Following an unsuccessful motion for reconsideration, Ford appealed, arguing the district court applied the wrong burden of proof in its analysis. Slip op. at 2. Under Ford’s view, the declaration it submitted attesting that NHTSA had motivated Ford to issue the customer service program—not the plaintiff’s lawsuit—should have been enough to rebut the plaintiff’s circumstantial evidence. The Ninth Circuit disagreed, stating: “In California, the inference from the chronology of events does not evaporate when the defendant introduces relevant and credible evidence to the contrary; rather, the trial court must weigh the evidence and determine on all the evidence, including any inference arising from the chronology, if the plaintiff’s story is persuasive. See Hogar v. Cmty. Dev. Comm’n of City of Escondido, 157 Cal. App. 4Th 1358, 1367 (2008).” Id. at 3. This finding was not a first for Ford. In 2015, Judge Tigar of the Northern District of California came to a similar conclusion in a different case, holding that a declaration from a Ford employee was insufficient to overcome the inference of remedial conduct having been catalyzed by the plaintiff’s litigation established through the plaintiff’s chronology of the events. See MacDonald, 142 F.Supp.3d 884 (N.D. Cal. Nov. 2, 2015).

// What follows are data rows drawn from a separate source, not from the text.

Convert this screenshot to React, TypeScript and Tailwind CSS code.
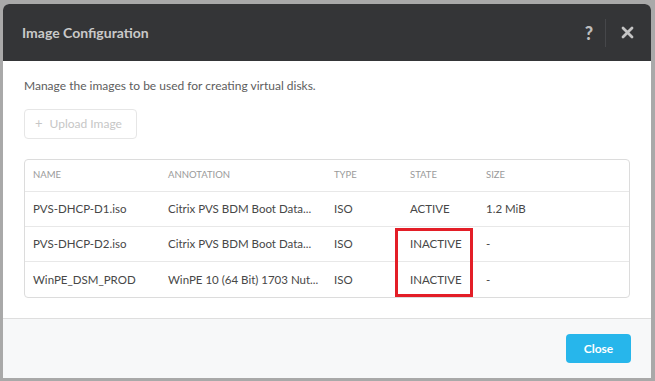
const rows = [
  { name: 'PVS-DHCP-D1.iso', annotation: 'Citrix PVS BDM Boot Data...', type: 'ISO', state: 'ACTIVE', size: '1.2 MiB' },
  { name: 'PVS-DHCP-D2.iso', annotation: 'Citrix PVS BDM Boot Data...', type: 'ISO', state: 'INACTIVE', size: '-' },
  { name: 'WinPE_DSM_PROD', annotation: 'WinPE 10 (64 Bit) 1703 Nut...', type: 'ISO', state: 'INACTIVE', size: '-' },
]

const cols = ['w-[135px]', 'w-[166px]', 'w-[76px]', 'w-[76px]', 'flex-1']

export default function App() {
  return (
    <div className="h-[381px] w-[655px] bg-[#a9a9a9] pt-[4px] pl-[3px] font-['Lato',sans-serif]">
      <div className="flex h-[374px] w-[648px] flex-col overflow-hidden rounded-t-[6px] bg-white">
        {/* header */}
        <div className="flex h-[57px] items-center bg-[#343537] pl-[19px] pr-[17px]">
          <h1 className="flex-1 text-[14px] font-bold text-[#c9c9c9]">Image Configuration</h1>
          <span className="text-[18px] font-black leading-none text-[#bdbdbd]">?</span>
          <div className="mr-[13px] ml-[12px] h-[28px] w-px bg-[#46474a]" />
          <svg width="13" height="13" viewBox="0 0 13 13" className="ml-[2px]">
            <path d="M2 2 L11 11 M11 2 L2 11" stroke="#c4c4c4" strokeWidth="2.8" strokeLinecap="round" />
          </svg>
        </div>

        {/* body */}
        <div className="flex-1 px-[21px] pt-[16px]">
          <p className="text-[12px] text-[#5d5d5d]">Manage the images to be used for creating virtual disks.</p>
          <button
            disabled
            className="mt-[14px] flex h-[30px] items-center gap-[7px] rounded-[4px] border border-[#e6e6e6] pl-[10px] pr-[14px] text-[12px] text-[#c6c6c6]"
          >
            <span className="text-[13px]">+</span>
            Upload Image
          </button>

          <div className="relative mt-[20px] rounded-[4px] border border-[#dcdcdc]">
            <div className="flex h-[32px] items-center border-b border-[#e8e8e8] pl-[8px] text-[9.5px] text-[#9a9a9a]">
              {['NAME', 'ANNOTATION', 'TYPE', 'STATE', 'SIZE'].map((h, i) => (
                <div key={h} className={cols[i]}>{h}</div>
              ))}
            </div>
            {rows.map((r, idx) => (
              <div
                key={r.name}
                className={`flex h-[35px] items-center pl-[8px] text-[11.5px] text-[#474747] ${idx < 2 ? 'border-b border-[#e8e8e8]' : ''}`}
              >
                <div className={cols[0]}>{r.name}</div>
                <div className={cols[1]}>{r.annotation}</div>
                <div className={cols[2]}>{r.type}</div>
                <div className={cols[3]}>{r.state}</div>
                <div className={cols[4]}>{r.size}</div>
              </div>
            ))}
            {/* highlight box */}
            <div className="absolute left-[370px] top-[68px] h-[69px] w-[78px] border-[3px] border-[#e31e27]" />
          </div>
        </div>

        {/* footer */}
        <div className="flex h-[60px] items-center justify-end border-t border-[#dedede] bg-[#f7f8f9] pr-[20px]">
          <button className="h-[29px] w-[65px] rounded-[4px] bg-[#27b6eb] text-[12px] font-bold text-white">Close</button>
        </div>
      </div>
    </div>
  )
}
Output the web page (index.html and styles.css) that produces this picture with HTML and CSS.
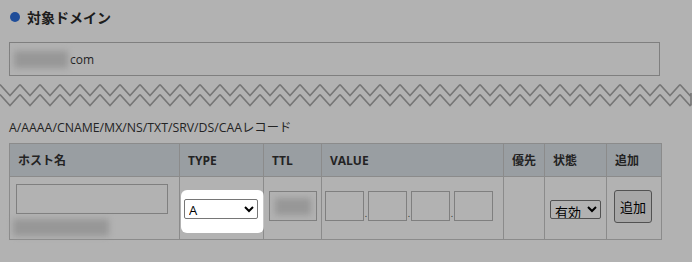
FILE: index.html
```html
<!DOCTYPE html>
<html lang="ja">
<head>
  <meta charset="UTF-8">
  <meta name="viewport" content="width=device-width, initial-scale=1.0">
  <title>DNSレコード追加</title>
  <link rel="stylesheet" href="styles.css">
</head>
<body>
  <div class="page">
    <h2 class="section-title"><span class="dot"></span>対象ドメイン</h2>
    <div class="domain-box"><span class="blur blur-domain"></span>com</div>
  </div>

  <svg class="tear" width="692" height="26" viewBox="0 0 692 26">
    <defs>
      <pattern id="zigzag" width="20" height="26" patternUnits="userSpaceOnUse">
        <path d="M0 2.5 L10 13.5 L20 2.5 M0 12.5 L10 23.5 L20 12.5" fill="none" stroke="#aaa" stroke-width="1.6"/>
      </pattern>
    </defs>
    <rect x="0" y="0" width="691" height="26" fill="url(#zigzag)"/>
    <line x1="691" y1="11" x2="691" y2="23.5" stroke="#aaa" stroke-width="1.6"/>
  </svg>

  <div class="page">
    <p class="record-note">A/AAAA/CNAME/MX/NS/TXT/SRV/DS/CAAレコード</p>

    <table class="record-table">
      <colgroup>
        <col class="col-host">
        <col class="col-type">
        <col class="col-ttl">
        <col class="col-value">
        <col class="col-prio">
        <col class="col-state">
        <col class="col-add">
      </colgroup>
      <thead>
        <tr>
          <th>ホスト名</th>
          <th>TYPE</th>
          <th>TTL</th>
          <th>VALUE</th>
          <th>優先</th>
          <th>状態</th>
          <th>追加</th>
        </tr>
      </thead>
      <tbody>
        <tr>
          <td class="cell-host">
            <input type="text" class="host-input">
            <div class="blur blur-host"></div>
          </td>
          <td class="cell-type">
            <div class="spotlight">
              <select class="type-select">
                <option>A</option>
                <option>AAAA</option>
                <option>CNAME</option>
                <option>MX</option>
                <option>NS</option>
                <option>TXT</option>
              </select>
            </div>
          </td>
          <td class="cell-ttl">
            <div class="ttl-box"><span class="blur blur-ttl"></span></div>
          </td>
          <td class="cell-value">
            <div class="ip-group">
              <input type="text" class="ip-input"><span class="ip-dot">.</span><input type="text" class="ip-input"><span class="ip-dot">.</span><input type="text" class="ip-input"><span class="ip-dot">.</span><input type="text" class="ip-input">
            </div>
          </td>
          <td></td>
          <td class="cell-state">
            <select class="state-select">
              <option>有効</option>
              <option>無効</option>
            </select>
          </td>
          <td class="cell-add">
            <button type="button" class="add-button">追加</button>
          </td>
        </tr>
      </tbody>
    </table>
  </div>
</body>
</html>
```

FILE: styles.css
```css
body {
  margin: 0;
  min-height: 262px;
  background: #fff;
  color: #333;
  font-family: "Open Sans", "Noto Sans CJK JP", sans-serif;
  font-size: 12px;
}

.page {
  padding: 0 9px;
}

.section-title {
  display: flex;
  align-items: center;
  gap: 7px;
  margin: 0;
  padding-top: 6px;
  height: 22px;
  line-height: 22px;
  font-family: "Noto Sans CJK JP", sans-serif;
  font-size: 14px;
  font-weight: bold;
  color: #2a2a2a;
}

.dot {
  width: 10px;
  height: 10px;
  margin-left: 1px;
  border-radius: 50%;
  background: #2d6fdc;
}

.domain-box {
  display: flex;
  align-items: center;
  width: 645px;
  height: 32px;
  margin-top: 14px;
  border: 1px solid #b7b7b7;
  padding-left: 4px;
  box-sizing: content-box;
  font-size: 12px;
  color: #333;
}

.blur {
  display: block;
  background: #d9d9d9;
  filter: blur(3px);
}

.blur-domain {
  width: 54px;
  height: 17px;
  margin-right: 2px;
}

.tear {
  display: block;
  margin-top: 6px;
}

.record-note {
  margin: 11px 0 0;
  line-height: 18px;
  font-size: 12.3px;
  color: #333;
}

.record-table {
  margin-top: 6px;
  width: 652px;
  border-collapse: collapse;
  table-layout: fixed;
}

.col-host { width: 170px; }
.col-type { width: 84px; }
.col-ttl { width: 58px; }
.col-value { width: 182px; }
.col-prio { width: 41px; }
.col-state { width: 62px; }
.col-add { width: 55px; }

.record-table th,
.record-table td {
  border: 1px solid #c8c8c8;
}

.record-table th {
  height: 32px;
  padding: 0 8px;
  background: #dce2e9;
  text-align: left;
  font-weight: bold;
  font-size: 12px;
  color: #333;
}

.record-table td {
  height: 62px;
  padding: 0;
  vertical-align: middle;
}

.cell-host {
  padding-left: 6px !important;
}

.host-input {
  display: block;
  width: 152px;
  height: 30px;
  margin: 4px 0 0;
  border: 1px solid #b7b7b7;
  box-sizing: border-box;
  background: #fff;
}

.blur-host {
  width: 96px;
  height: 17px;
  margin: 5px 0 0 -3px;
}

.cell-type {
  padding-left: 4px !important;
}

.spotlight {
  position: relative;
  width: 74px;
}

.spotlight::before {
  content: "";
  position: absolute;
  top: -9px;
  left: -3px;
  right: -6px;
  bottom: -14px;
  border-radius: 6px;
  box-shadow: 0 0 0 1000px rgba(0, 0, 0, 0.3);
  z-index: 10;
  pointer-events: none;
}

.type-select {
  display: block;
  width: 74px;
  height: 20px;
  margin-top: 2px;
  font-family: "Open Sans", "Noto Sans CJK JP", sans-serif;
  font-size: 13px;
  border: 1px solid #767676;
  border-radius: 2px;
  background: #fff;
  color: #000;
}

.cell-ttl {
  padding-left: 5px !important;
}

.ttl-box {
  display: flex;
  align-items: center;
  justify-content: center;
  width: 48px;
  height: 30px;
  margin-top: -4px;
  border: 1px solid #b7b7b7;
  box-sizing: border-box;
}

.blur-ttl {
  width: 36px;
  height: 17px;
}

.cell-value {
  padding-left: 3px !important;
}

.ip-group {
  display: flex;
  align-items: flex-end;
  margin-top: -4px;
}

.ip-input {
  width: 39px;
  height: 30px;
  margin: 0;
  border: 1px solid #b7b7b7;
  box-sizing: border-box;
  background: #fff;
}

.ip-dot {
  width: 4px;
  text-align: center;
  font-size: 9px;
  line-height: 14px;
}

.cell-state {
  padding-left: 5px !important;
}

.state-select {
  display: block;
  width: 51px;
  height: 19px;
  margin-top: 2px;
  font-family: "Noto Sans CJK JP", sans-serif;
  font-size: 13px;
  border: 1px solid #767676;
  border-radius: 2px;
  background: #fff;
  color: #000;
  padding: 0;
}

.cell-add {
  padding-left: 7px !important;
}

.add-button {
  display: block;
  width: 38px;
  height: 33px;
  margin-top: -4px;
  padding: 0;
  font-family: "Noto Sans CJK JP", sans-serif;
  font-size: 13px;
  color: #000;
  background: #efefef;
  border: 1px solid #767676;
  border-radius: 3px;
}
```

In a cross-appeal, the Edwards plaintiff challenged the district court’s decision to reject the plaintiff’s requested 1.5x fee multiplier. The district court had held that the contingent risk borne by the plaintiff was already compensated adequately through her counsel’s hourly rates. The Ninth Circuit affirmed, finding no clear error. Slip op. at 6.

The Edwards case shows that a compelling chronology of events, even absent a “smoking gun,” can establish that consumer-plaintiffs are entitled to attorney’s fees for causing a manufacturer to act in the public interest.